Le premier ordre de sécurité de l’investissement relève de l’apaisement politique et de la stabilité gouvernementale.
Épargner le gouvernement de toutes tractations politiques et de tous calculs partisans en cette phase délicate, est impératif.
Lancer des appels à un remaniement ministériel ne pourra qu’ébranler la confiance et créer davantage d’incertitude dans le climat des affaires. Retourner au dialogue multipartite et faire valoir la voix de la raison, constituent l’unique chemin de salut et voie de sortie de l’apathie caractérisant le climat d’investissement. La responsabilité collective des partis politiques, représentants du peuple, partenaires sociaux et société civile, doit être de mise.
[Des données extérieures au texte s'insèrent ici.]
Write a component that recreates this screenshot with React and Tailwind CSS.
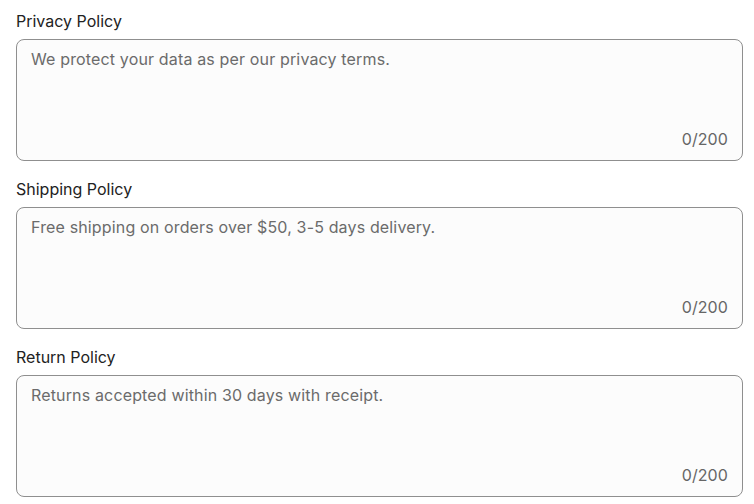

Le deuxième ordre de sécurité de l’investissement a trait à la stabilité sociale. Le rôle dévolu au gouvernement à ce titre est capital, en absorbant la grogne des citoyens et en protégeant leur pouvoir d’achat à travers la lutte contre la spéculation, la monopolisation et l’anarchie des circuits de distribution. La décision d’accroître l’enveloppe des subventions accordées aux familles nécessiteuses, est judicieuse et ne pourra que contribuer à amortir l’effet des chocs défavorables sur le revenu réel. L’application stricte de la loi l’encontre des malfaiteurs, des casseurs et des fauteurs de troubles, s’impose de toute urgence pour maintenir l’ordre public, garantir la sécurité des biens, des personnes et des droits de propriété publique et privée.
La concession des syndicats et la responsabilité sociétale des entreprises sont fortement recommandées en ces temps difficiles, pour appuyer l’effort de l’Etat dans la résolution de la crise et tirer l’économie du pays de sa torpeur.
L’expérience, mais aussi l’ambition, suggèrent que seuls les bons régimes politiques, les bonnes institutions nationales et les bons comportements sociaux sont susceptibles d’offrir la meilleure protection aux investisseurs et d’assurer par-là la sécurité adéquate à l’investissement aux fins d’une croissance plus élevée et d’un développement économique pérenne et harmonieux.